Renewal Desperately Needed

For his part, Hector sought to make again and again the point that James had stressed from the later 1940s: Nationalization was not socialism, and in the hands of a colonial-minded middle class became no more than the economic basis for their own consumerism and bureaucratic rule.

Worse, labelled as “socialism” it disgraced the word among the peasants (whose historic hopes for rural self-management was continually frustrated, its basis ruined by economic misdevelopment), urban workers and the expanding slum population alike.

The many strengths of the region’s masses — the sense of commonality, the vibrant popular culture, the increasing levels of women’s participation, the whole basis for modern politics in labor organization — were abandoned or turned against themselves.

Now, with Hector gone, the region is in worse shape than ever.
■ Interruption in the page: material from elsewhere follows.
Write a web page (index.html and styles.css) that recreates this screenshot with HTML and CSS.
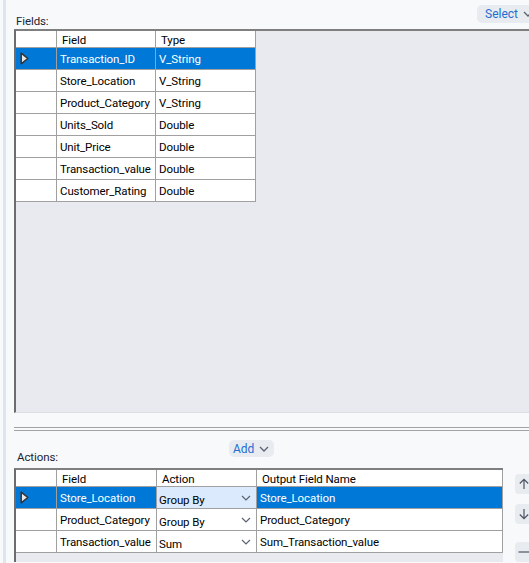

The tourist boom, following the Cuban Revolution and climaxing in the 1980s, is ever closer to a bust. Resources, above all fish, have been badly and in some cases (where reliant upon coral formations) irreversibly eroded.

The “American Lake” (as U.S. presidents like to call it) has gone under a deeper shadow with State Department talk of a “timetable” for the end of the Cuban experiment.

And yet: the voice of radical transformation is not absent. Throughout (and continuing today), Outlet has maintained its fearless muckraking journalism, its keen sports coverage, and a wondrous mixture of humor, island gossip, and (being a British cousin) even news of the Royals.

Here, as it explains a thousand different ways, across the region capitalism is a failure, neocolonialism hardly more than a continuation of the slave system. A highly educated, modern population knows that something better is possible.

When Tim Hector died, prime ministers from across the region came to bear witness to his status as intellectual, moralist, sports leader, champion of the underprivileged. There was no mystery that the Caribbean future needed to be more like the vision of Tim Hector himself.